| Brief |
Nothing in the data should change when you return it, but leave the pictures out.
-- Start of Source material --
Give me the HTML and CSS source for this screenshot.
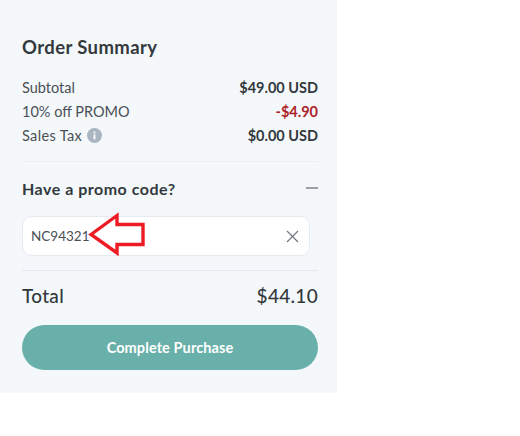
FILE: index.html
```html
<!DOCTYPE html>
<html>
<head>
<meta charset="utf-8">
<title>Order Summary</title>
<link rel="stylesheet" href="styles.css">
</head>
<body>
    <div class="summary">
        <h2 class="title">Order Summary</h2>
        <div class="lines">
            <div class="line"><span>Subtotal</span><b>$49.00 USD</b></div>
            <div class="line"><span>10% off PROMO</span><b class="discount">-$4.90</b></div>
            <div class="line">
                <span class="tax">Sales Tax
                    <svg class="info" width="15" height="15" viewBox="0 0 15 15">
                        <circle cx="7.5" cy="7.5" r="7.5" fill="#a9b5c0"/>
                        <rect x="6.6" y="6.400" width="1.8" height="5" fill="#fff"/>
                        <rect x="6.6" y="3.600" width="1.8" height="1.8" fill="#fff"/>
                    </svg>
                </span>
                <b>$0.00 USD</b>
            </div>
        </div>
        <div class="promo">
            <div class="promo_head">
                <span>Have a promo code?</span>
                <span class="minus"></span>
            </div>
            <div class="promo_input">
                <span>NC94321</span>
                <svg width="13" height="13" viewBox="0 0 13 13">
                    <path d="M1 1L12 12M12 1L1 12" stroke="#6f7780" stroke-width="1.2" fill="none"/>
                </svg>
                <svg class="arrow" width="60" height="46" viewBox="0 0 60 46">
                    <path d="M3 22.500L29 3.500V12.500H55V32.500H29V41Z" fill="none" stroke="#ed1c24" stroke-width="3.400"/>
                </svg>
            </div>
        </div>
        <div class="total"><span>Total</span><span>$44.10</span></div>
        <button class="purchase">Complete Purchase</button>
    </div>
</body>
</html>
```

FILE: styles.css
```css
body {
    margin: 0;
    background: #fff;
    color: #33383d;
    font-family: Lato, "Open Sans", sans-serif;
}

.summary {
    width: 337px;
    height: 393px;
    box-sizing: border-box;
    padding: 36px 19px 0 22px;
    background: #f4f8fb;
}

.title {
    margin: 0 0 17px 0;
    font-size: 18.500px;
    line-height: 22px;
    font-weight: 700;
    letter-spacing: 0.4px;
}

.lines {
    padding-bottom: 14px;
    border-bottom: 1px solid #e9eef3;
}

.line {
    display: flex;
    justify-content: space-between;
    align-items: center;
    height: 24px;
    font-size: 14.500px;
    color: #4a5056;
}

.line b {
    font-weight: 700;
    color: #33383d;
}

.line .discount {
    color: #ad2328;
}

.tax {
    display: flex;
    align-items: center;
    gap: 5px;
    letter-spacing: 0.35px;
}

.promo_head {
    display: flex;
    justify-content: space-between;
    align-items: center;
    height: 52px;
    padding-bottom: 2px;
    font-size: 16px;
    font-weight: 700;
    letter-spacing: 0.5px;
}

.minus {
    width: 12px;
    height: 2px;
    background: #9a9fa5;
}

.promo_input {
    position: relative;
    display: flex;
    justify-content: space-between;
    align-items: center;
    width: 288px;
    height: 40px;
    box-sizing: border-box;
    padding: 0 10px 0 8px;
    background: #fff;
    border: 1px solid #e6ebf1;
    border-radius: 9px;
    font-size: 13.500px;
    color: #4a5056;
}

.arrow {
    position: absolute;
    left: 65px;
    top: -5px;
}

.total {
    display: flex;
    justify-content: space-between;
    align-items: center;
    height: 49px;
    padding-bottom: 5px;
    margin-top: 14px;
    border-top: 1px solid #e3e9ef;
    font-size: 19px;
    font-weight: 500;
    letter-spacing: 0.3px;
}

.purchase {
    display: block;
    width: 100%;
    height: 45px;
    border: none;
    border-radius: 23px;
    background: #68b0a9;
    color: #fff;
    font-family: Lato, sans-serif;
    font-size: 14.500px;
    font-weight: 700;
    letter-spacing: 0.1px;
}
```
-- End of Source material --
| Exercise result |
Give me the HTML and CSS source for this screenshot.
FILE: index.html
```html
<!DOCTYPE html>
<html>
<head>
<meta charset="utf-8">
<title>Order Summary</title>
<link rel="stylesheet" href="styles.css">
</head>
<body>
    <div class="summary">
        <h2 class="title">Order Summary</h2>
        <div class="lines">
            <div class="line"><span>Subtotal</span><b>$49.00 USD</b></div>
            <div class="line"><span>10% off PROMO</span><b class="discount">-$4.90</b></div>
            <div class="line">
                <span class="tax">Sales Tax
                    <svg class="info" width="15" height="15" viewBox="0 0 15 15">
                        <circle cx="7.5" cy="7.5" r="7.5" fill="#a9b5c0"/>
                        <rect x="6.6" y="6.400" width="1.8" height="5" fill="#fff"/>
                        <rect x="6.6" y="3.600" width="1.8" height="1.8" fill="#fff"/>
                    </svg>
                </span>
                <b>$0.00 USD</b>
            </div>
        </div>
        <div class="promo">
            <div class="promo_head">
                <span>Have a promo code?</span>
                <span class="minus"></span>
            </div>
            <div class="promo_input">
                <span>NC94321</span>
                <svg width="13" height="13" viewBox="0 0 13 13">
                    <path d="M1 1L12 12M12 1L1 12" stroke="#6f7780" stroke-width="1.2" fill="none"/>
                </svg>
                <svg class="arrow" width="60" height="46" viewBox="0 0 60 46">
                    <path d="M3 22.500L29 3.500V12.500H55V32.500H29V41Z" fill="none" stroke="#ed1c24" stroke-width="3.400"/>
                </svg>
            </div>
        </div>
        <div class="total"><span>Total</span><span>$44.10</span></div>
        <button class="purchase">Complete Purchase</button>
    </div>
</body>
</html>
```

FILE: styles.css
```css
body {
    margin: 0;
    background: #fff;
    color: #33383d;
    font-family: Lato, "Open Sans", sans-serif;
}

.summary {
    width: 337px;
    height: 393px;
    box-sizing: border-box;
    padding: 36px 19px 0 22px;
    background: #f4f8fb;
}

.title {
    margin: 0 0 17px 0;
    font-size: 18.500px;
    line-height: 22px;
    font-weight: 700;
    letter-spacing: 0.4px;
}

.lines {
    padding-bottom: 14px;
    border-bottom: 1px solid #e9eef3;
}

.line {
    display: flex;
    justify-content: space-between;
    align-items: center;
    height: 24px;
    font-size: 14.500px;
    color: #4a5056;
}

.line b {
    font-weight: 700;
    color: #33383d;
}

.line .discount {
    color: #ad2328;
}

.tax {
    display: flex;
    align-items: center;
    gap: 5px;
    letter-spacing: 0.35px;
}

.promo_head {
    display: flex;
    justify-content: space-between;
    align-items: center;
    height: 52px;
    padding-bottom: 2px;
    font-size: 16px;
    font-weight: 700;
    letter-spacing: 0.5px;
}

.minus {
    width: 12px;
    height: 2px;
    background: #9a9fa5;
}

.promo_input {
    position: relative;
    display: flex;
    justify-content: space-between;
    align-items: center;
    width: 288px;
    height: 40px;
    box-sizing: border-box;
    padding: 0 10px 0 8px;
    background: #fff;
    border: 1px solid #e6ebf1;
    border-radius: 9px;
    font-size: 13.500px;
    color: #4a5056;
}

.arrow {
    position: absolute;
    left: 65px;
    top: -5px;
}

.total {
    display: flex;
    justify-content: space-between;
    align-items: center;
    height: 49px;
    padding-bottom: 5px;
    margin-top: 14px;
    border-top: 1px solid #e3e9ef;
    font-size: 19px;
    font-weight: 500;
    letter-spacing: 0.3px;
}

.purchase {
    display: block;
    width: 100%;
    height: 45px;
    border: none;
    border-radius: 23px;
    background: #68b0a9;
    color: #fff;
    font-family: Lato, sans-serif;
    font-size: 14.500px;
    font-weight: 700;
    letter-spacing: 0.1px;
}
```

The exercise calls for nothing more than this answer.